What to produce - Within the data that follows, how many lines carry the string "page"? Give the number alone.

Given data -

######

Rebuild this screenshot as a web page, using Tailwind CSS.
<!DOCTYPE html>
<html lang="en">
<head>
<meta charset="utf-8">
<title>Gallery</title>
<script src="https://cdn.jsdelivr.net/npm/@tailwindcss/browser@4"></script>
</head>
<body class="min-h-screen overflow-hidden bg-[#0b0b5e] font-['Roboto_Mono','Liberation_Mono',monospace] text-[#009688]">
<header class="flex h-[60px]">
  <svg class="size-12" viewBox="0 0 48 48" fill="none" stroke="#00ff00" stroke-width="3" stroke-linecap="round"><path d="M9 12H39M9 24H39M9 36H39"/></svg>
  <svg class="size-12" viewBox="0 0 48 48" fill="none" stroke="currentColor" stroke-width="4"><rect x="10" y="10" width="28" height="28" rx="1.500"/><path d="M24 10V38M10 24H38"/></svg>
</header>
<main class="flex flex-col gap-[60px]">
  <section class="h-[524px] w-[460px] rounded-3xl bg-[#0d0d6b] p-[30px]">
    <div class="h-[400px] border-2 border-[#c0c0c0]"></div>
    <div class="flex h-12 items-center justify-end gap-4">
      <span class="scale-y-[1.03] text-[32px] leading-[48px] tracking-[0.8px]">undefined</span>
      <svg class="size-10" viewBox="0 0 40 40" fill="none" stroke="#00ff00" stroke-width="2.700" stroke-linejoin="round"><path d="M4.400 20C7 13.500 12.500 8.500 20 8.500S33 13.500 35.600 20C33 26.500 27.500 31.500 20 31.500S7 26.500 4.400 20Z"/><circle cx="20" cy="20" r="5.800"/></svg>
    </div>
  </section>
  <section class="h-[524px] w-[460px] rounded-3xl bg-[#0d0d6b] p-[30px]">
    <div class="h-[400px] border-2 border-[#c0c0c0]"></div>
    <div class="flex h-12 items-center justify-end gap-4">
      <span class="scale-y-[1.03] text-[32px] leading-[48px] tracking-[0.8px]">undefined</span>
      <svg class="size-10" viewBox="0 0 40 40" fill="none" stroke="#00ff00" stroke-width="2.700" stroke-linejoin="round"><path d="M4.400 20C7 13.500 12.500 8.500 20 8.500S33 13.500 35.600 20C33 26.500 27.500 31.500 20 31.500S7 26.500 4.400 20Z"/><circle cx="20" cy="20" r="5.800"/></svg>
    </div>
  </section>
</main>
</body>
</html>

######

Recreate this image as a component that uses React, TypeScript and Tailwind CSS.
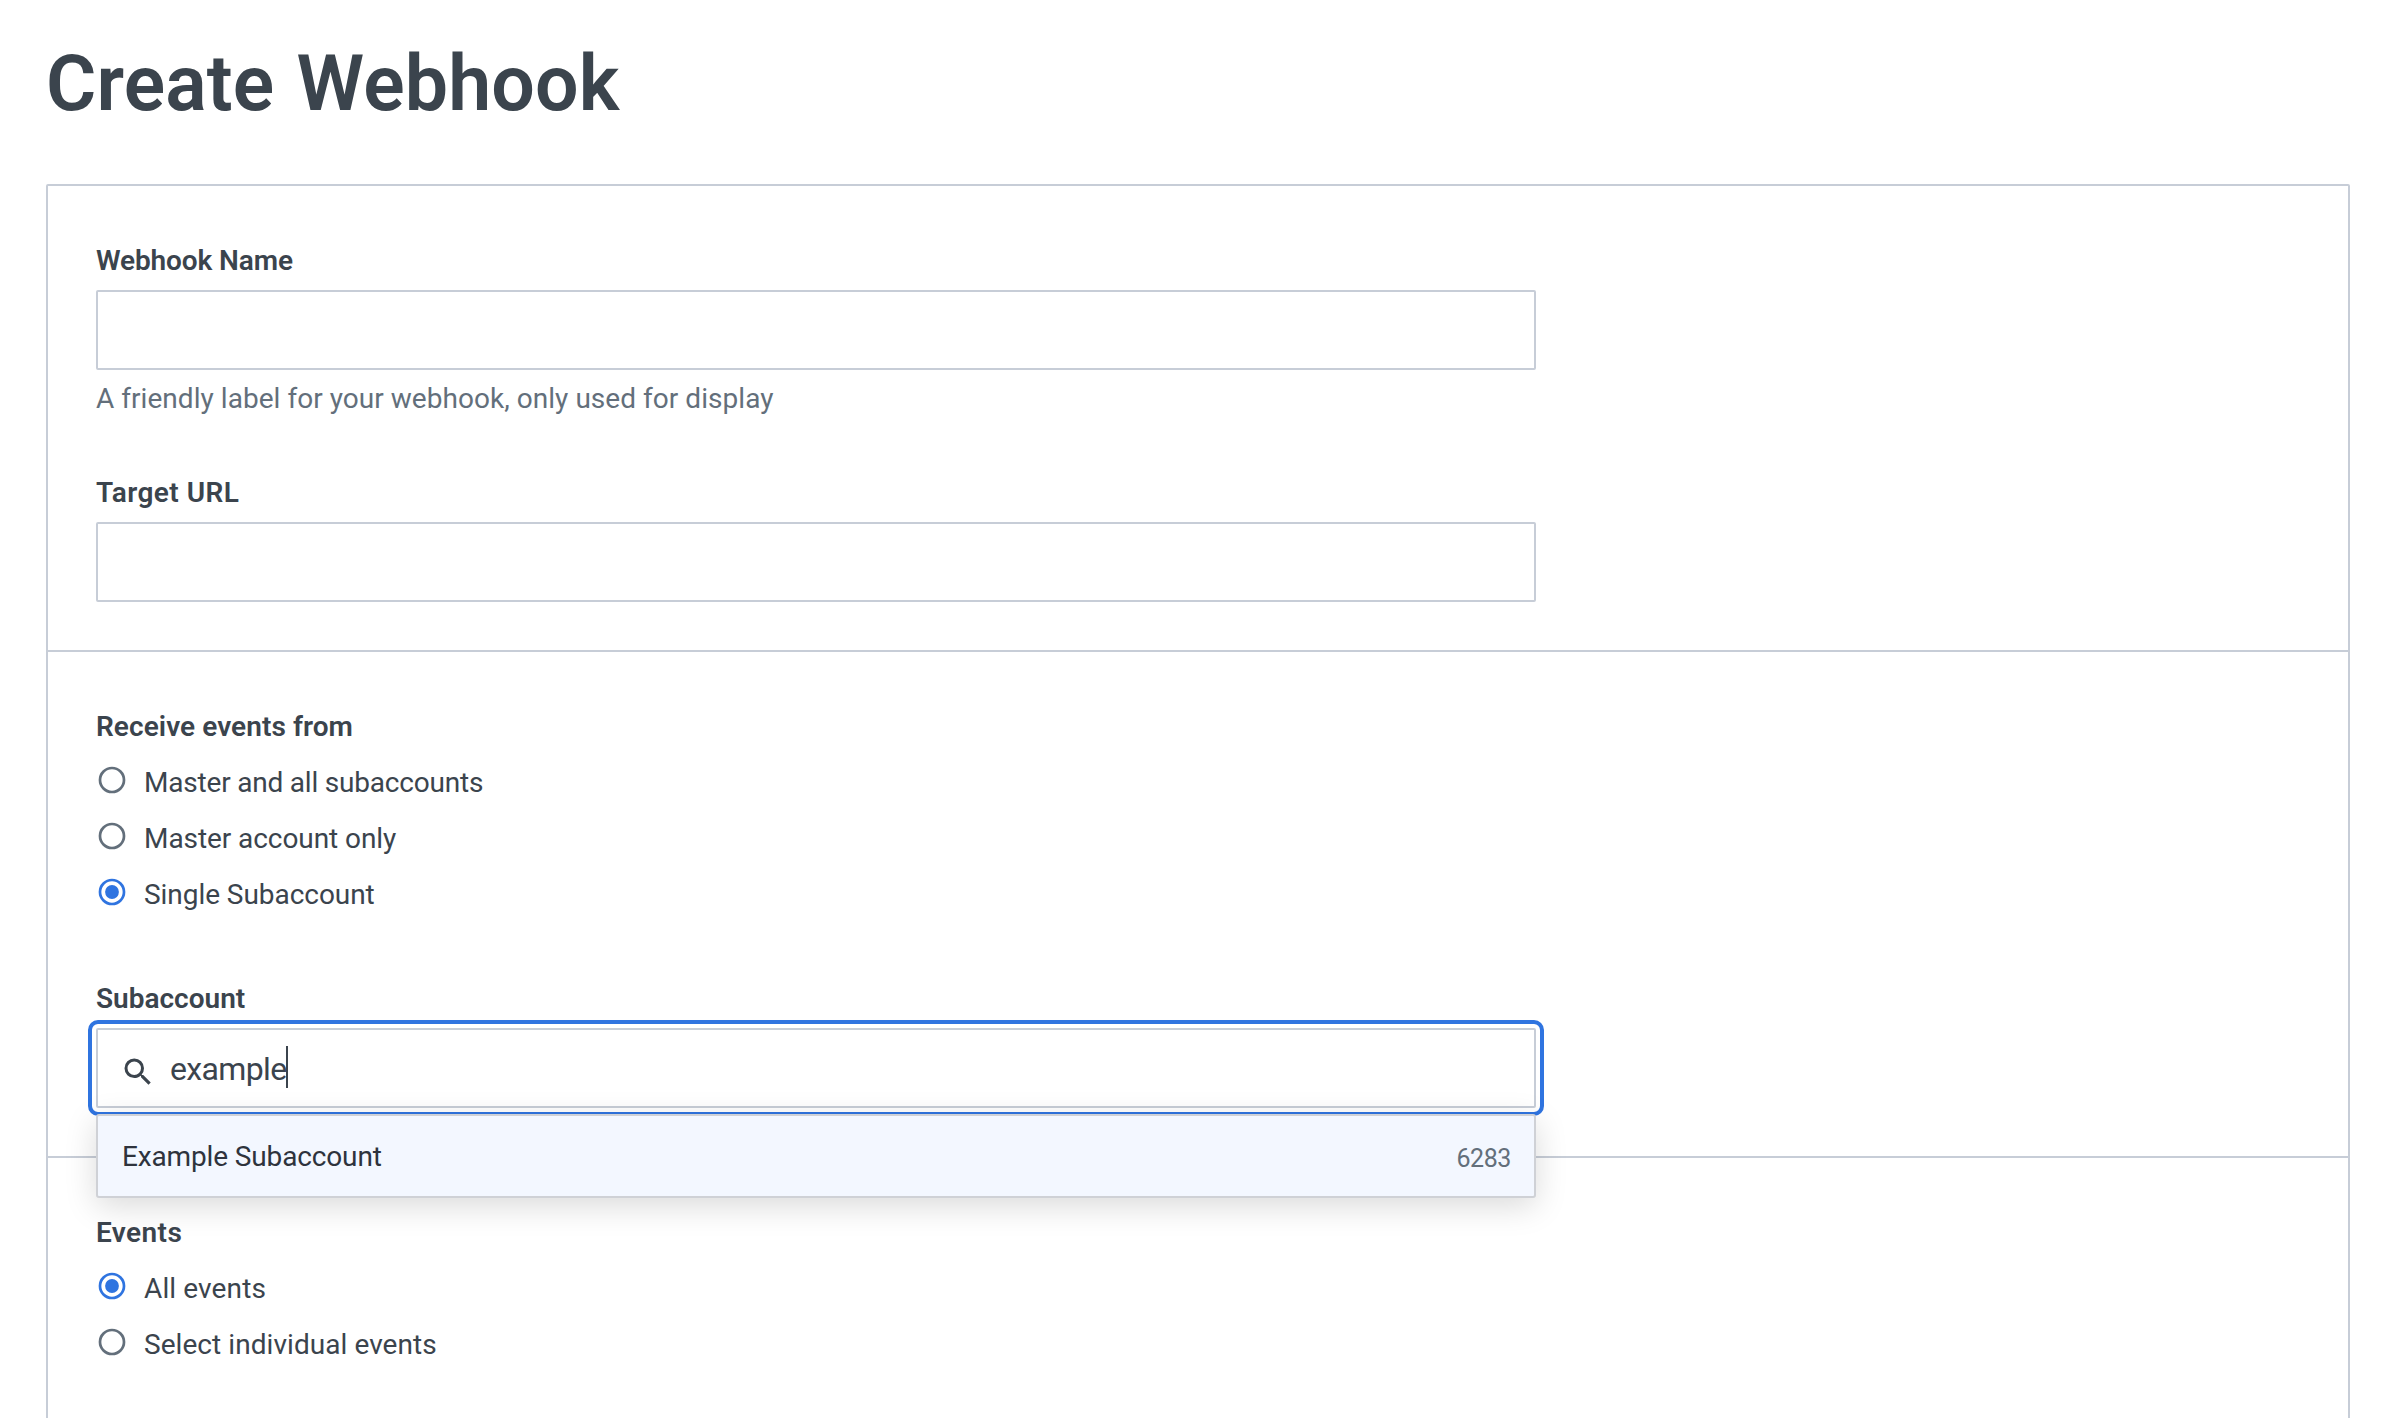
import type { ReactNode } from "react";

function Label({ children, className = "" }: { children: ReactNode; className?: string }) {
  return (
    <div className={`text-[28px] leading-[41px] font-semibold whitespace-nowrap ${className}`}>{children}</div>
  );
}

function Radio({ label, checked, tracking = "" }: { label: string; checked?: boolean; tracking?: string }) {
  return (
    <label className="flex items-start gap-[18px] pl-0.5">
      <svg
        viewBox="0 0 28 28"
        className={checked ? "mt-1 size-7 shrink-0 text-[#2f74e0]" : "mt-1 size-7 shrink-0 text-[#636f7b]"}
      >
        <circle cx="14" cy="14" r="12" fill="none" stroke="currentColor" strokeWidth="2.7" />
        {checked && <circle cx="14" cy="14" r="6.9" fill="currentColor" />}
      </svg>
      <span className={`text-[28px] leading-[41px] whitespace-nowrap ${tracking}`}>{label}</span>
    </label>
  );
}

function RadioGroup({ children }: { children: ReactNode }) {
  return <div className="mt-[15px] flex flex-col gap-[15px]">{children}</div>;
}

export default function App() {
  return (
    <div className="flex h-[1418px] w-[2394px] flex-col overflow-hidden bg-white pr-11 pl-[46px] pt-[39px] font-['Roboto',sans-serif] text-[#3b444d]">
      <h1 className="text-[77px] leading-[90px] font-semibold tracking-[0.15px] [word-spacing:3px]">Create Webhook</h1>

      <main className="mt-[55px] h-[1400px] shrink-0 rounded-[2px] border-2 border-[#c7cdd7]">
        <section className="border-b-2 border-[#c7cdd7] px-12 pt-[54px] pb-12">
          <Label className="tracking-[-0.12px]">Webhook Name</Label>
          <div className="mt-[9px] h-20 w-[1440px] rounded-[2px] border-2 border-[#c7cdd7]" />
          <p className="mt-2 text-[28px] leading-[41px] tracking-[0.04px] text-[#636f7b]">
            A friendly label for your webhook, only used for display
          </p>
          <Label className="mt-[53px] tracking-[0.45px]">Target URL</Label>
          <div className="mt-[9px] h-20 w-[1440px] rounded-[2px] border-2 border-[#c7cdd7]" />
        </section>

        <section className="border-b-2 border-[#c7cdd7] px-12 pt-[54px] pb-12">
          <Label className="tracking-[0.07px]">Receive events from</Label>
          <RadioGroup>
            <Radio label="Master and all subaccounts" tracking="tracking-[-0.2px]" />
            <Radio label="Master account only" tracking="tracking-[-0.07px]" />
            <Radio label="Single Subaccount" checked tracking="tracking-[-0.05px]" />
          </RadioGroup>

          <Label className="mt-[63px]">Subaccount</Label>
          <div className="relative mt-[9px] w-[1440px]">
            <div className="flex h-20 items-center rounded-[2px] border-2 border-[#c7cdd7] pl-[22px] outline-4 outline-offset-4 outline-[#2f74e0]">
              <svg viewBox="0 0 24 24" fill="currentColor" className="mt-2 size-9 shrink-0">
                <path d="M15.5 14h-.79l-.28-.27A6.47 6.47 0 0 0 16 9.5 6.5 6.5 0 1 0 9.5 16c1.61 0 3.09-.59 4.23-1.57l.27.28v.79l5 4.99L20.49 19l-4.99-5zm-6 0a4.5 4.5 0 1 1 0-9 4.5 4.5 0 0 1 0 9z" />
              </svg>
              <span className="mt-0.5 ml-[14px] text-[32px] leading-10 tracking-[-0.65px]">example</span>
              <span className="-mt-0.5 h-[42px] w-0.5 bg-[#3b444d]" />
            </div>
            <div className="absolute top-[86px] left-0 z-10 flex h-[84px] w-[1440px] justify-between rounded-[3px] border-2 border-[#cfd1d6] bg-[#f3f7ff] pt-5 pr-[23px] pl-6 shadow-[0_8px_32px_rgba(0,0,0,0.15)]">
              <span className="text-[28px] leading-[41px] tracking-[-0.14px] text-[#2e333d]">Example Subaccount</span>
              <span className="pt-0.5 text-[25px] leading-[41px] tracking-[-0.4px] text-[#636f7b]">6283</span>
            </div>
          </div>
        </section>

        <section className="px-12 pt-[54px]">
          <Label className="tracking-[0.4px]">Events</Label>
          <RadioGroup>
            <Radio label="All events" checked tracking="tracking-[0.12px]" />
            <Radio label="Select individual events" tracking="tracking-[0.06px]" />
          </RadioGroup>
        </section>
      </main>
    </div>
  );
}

######

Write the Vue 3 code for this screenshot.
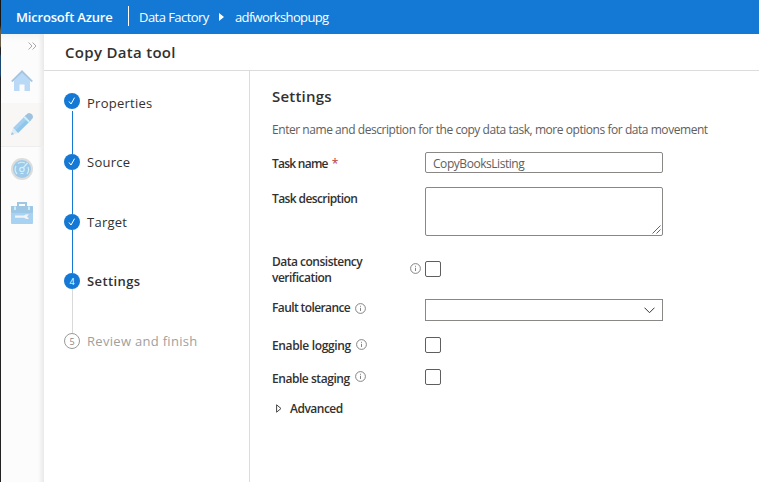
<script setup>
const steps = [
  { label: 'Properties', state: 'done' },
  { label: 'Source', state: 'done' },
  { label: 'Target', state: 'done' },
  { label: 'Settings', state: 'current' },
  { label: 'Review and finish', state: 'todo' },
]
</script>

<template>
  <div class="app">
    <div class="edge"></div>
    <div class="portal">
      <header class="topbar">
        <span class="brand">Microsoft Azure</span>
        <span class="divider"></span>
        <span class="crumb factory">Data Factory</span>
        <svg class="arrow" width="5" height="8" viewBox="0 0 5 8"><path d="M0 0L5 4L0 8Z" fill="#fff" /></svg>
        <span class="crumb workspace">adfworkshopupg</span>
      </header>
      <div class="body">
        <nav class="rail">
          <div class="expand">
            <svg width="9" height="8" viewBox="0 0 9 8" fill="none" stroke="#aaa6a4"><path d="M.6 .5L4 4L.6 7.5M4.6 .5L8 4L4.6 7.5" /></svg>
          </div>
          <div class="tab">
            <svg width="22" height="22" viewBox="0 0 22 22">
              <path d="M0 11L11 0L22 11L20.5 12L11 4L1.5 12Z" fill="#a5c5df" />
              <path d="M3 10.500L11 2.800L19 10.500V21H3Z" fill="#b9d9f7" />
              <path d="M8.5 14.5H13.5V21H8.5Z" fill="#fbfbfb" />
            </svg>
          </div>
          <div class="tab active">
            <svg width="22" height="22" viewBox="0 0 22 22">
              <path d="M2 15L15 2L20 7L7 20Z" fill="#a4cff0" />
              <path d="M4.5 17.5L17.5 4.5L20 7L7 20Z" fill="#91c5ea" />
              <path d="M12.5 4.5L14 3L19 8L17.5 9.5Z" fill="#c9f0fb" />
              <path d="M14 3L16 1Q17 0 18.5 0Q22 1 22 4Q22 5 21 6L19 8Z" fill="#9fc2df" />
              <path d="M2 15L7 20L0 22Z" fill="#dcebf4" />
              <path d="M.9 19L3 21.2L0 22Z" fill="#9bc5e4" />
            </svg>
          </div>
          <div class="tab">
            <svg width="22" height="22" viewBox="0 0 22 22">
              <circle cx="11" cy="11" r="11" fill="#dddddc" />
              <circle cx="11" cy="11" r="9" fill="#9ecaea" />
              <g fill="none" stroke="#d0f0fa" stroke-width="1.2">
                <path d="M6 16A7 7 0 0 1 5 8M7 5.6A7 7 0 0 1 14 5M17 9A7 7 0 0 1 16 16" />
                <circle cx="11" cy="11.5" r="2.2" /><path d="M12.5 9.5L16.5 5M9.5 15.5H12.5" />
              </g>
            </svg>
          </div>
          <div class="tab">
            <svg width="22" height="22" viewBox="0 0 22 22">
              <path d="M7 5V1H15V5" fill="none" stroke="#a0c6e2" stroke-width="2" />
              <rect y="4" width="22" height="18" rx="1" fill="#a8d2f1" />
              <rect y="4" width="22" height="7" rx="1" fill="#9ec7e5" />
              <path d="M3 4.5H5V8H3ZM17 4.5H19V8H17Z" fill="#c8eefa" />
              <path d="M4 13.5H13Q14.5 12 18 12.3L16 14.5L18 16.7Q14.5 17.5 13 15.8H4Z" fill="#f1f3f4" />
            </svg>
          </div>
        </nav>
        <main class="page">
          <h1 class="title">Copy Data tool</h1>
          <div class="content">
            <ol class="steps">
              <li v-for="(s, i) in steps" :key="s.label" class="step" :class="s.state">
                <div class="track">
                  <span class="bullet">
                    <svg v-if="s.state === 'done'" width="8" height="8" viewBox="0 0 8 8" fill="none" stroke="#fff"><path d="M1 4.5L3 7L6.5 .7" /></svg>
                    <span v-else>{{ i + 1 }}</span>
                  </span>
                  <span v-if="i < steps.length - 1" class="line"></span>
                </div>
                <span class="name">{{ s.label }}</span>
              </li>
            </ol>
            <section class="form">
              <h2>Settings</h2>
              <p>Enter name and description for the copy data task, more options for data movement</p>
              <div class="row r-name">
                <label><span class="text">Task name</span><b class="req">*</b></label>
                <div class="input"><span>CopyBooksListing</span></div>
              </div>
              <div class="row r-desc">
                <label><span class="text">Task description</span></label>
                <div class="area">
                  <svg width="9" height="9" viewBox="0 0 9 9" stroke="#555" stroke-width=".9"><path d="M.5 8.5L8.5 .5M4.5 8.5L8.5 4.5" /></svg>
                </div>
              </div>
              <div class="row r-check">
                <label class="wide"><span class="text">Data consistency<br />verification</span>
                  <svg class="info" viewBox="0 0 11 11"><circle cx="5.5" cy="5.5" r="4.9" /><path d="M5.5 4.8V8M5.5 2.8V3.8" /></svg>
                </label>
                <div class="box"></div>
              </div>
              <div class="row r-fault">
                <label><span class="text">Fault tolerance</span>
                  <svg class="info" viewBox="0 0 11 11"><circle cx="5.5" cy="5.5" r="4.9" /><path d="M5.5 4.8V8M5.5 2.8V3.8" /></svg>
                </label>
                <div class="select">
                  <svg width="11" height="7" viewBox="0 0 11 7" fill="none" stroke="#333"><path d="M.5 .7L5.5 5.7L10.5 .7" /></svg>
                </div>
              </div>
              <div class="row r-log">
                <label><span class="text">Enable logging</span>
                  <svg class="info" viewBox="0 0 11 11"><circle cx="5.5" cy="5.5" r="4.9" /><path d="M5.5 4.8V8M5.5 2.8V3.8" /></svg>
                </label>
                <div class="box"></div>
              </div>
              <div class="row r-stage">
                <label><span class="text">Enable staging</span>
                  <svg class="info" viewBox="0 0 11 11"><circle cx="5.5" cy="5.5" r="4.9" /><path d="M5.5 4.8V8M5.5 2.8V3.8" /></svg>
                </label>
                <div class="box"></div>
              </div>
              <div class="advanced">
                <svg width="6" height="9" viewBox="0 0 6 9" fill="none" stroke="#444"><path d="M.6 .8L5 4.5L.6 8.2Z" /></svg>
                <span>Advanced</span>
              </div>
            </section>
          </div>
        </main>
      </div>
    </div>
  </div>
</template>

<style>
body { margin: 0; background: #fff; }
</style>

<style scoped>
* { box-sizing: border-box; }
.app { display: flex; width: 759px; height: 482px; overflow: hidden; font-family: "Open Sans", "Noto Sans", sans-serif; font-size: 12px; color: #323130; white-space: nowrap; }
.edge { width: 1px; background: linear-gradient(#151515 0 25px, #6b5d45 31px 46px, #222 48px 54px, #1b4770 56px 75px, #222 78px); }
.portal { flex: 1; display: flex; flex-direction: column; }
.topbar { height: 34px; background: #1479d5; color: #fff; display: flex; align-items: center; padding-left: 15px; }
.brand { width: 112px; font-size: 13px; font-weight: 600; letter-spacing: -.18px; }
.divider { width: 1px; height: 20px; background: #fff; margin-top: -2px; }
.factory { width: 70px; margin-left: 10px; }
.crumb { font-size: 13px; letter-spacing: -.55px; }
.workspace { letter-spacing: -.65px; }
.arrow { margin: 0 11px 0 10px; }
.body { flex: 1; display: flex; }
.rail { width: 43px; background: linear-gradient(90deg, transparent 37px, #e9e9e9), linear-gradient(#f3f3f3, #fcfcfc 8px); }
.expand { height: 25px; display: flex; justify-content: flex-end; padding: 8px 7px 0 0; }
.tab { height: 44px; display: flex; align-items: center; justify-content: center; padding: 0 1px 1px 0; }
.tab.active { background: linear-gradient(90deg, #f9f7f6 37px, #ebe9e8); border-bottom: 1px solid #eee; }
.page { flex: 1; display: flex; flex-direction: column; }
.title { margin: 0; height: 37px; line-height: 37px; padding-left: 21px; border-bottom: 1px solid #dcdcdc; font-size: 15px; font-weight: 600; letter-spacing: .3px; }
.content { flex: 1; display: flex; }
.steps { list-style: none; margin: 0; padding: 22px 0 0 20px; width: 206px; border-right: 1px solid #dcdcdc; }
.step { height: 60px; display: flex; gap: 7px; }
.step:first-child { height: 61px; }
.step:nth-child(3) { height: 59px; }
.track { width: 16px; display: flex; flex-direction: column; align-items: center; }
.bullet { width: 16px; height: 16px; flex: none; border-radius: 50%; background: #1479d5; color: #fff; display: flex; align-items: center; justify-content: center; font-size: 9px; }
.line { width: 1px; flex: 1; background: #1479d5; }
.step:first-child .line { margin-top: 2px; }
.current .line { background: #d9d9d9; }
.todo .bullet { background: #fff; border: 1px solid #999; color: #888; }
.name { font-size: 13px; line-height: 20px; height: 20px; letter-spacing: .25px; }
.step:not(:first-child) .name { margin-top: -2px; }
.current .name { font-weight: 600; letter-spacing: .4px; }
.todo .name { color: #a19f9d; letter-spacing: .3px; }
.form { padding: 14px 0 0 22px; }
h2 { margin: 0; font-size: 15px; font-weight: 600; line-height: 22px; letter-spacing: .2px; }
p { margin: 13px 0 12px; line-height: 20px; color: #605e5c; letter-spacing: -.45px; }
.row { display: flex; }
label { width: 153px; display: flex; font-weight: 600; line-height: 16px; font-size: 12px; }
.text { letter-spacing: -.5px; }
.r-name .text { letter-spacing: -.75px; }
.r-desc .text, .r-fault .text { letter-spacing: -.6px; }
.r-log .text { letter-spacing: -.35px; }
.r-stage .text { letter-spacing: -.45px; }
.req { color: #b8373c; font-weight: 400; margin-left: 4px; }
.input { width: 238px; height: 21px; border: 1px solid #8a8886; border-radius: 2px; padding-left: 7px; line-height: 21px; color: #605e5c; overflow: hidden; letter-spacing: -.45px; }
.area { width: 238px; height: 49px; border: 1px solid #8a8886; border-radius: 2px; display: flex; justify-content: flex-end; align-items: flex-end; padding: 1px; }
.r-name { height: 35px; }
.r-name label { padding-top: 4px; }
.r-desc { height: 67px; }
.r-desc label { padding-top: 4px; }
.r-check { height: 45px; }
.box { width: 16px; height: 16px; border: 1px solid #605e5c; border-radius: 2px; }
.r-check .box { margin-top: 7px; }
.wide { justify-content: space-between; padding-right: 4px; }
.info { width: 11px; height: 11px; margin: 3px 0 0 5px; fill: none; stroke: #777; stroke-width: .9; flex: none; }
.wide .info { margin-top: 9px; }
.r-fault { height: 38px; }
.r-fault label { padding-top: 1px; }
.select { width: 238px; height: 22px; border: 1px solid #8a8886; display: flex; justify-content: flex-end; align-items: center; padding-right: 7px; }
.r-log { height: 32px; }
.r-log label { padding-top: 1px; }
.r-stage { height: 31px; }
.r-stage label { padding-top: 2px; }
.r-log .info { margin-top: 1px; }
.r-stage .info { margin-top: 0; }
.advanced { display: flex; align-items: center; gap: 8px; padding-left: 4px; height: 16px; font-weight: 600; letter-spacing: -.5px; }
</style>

######

Full response - 3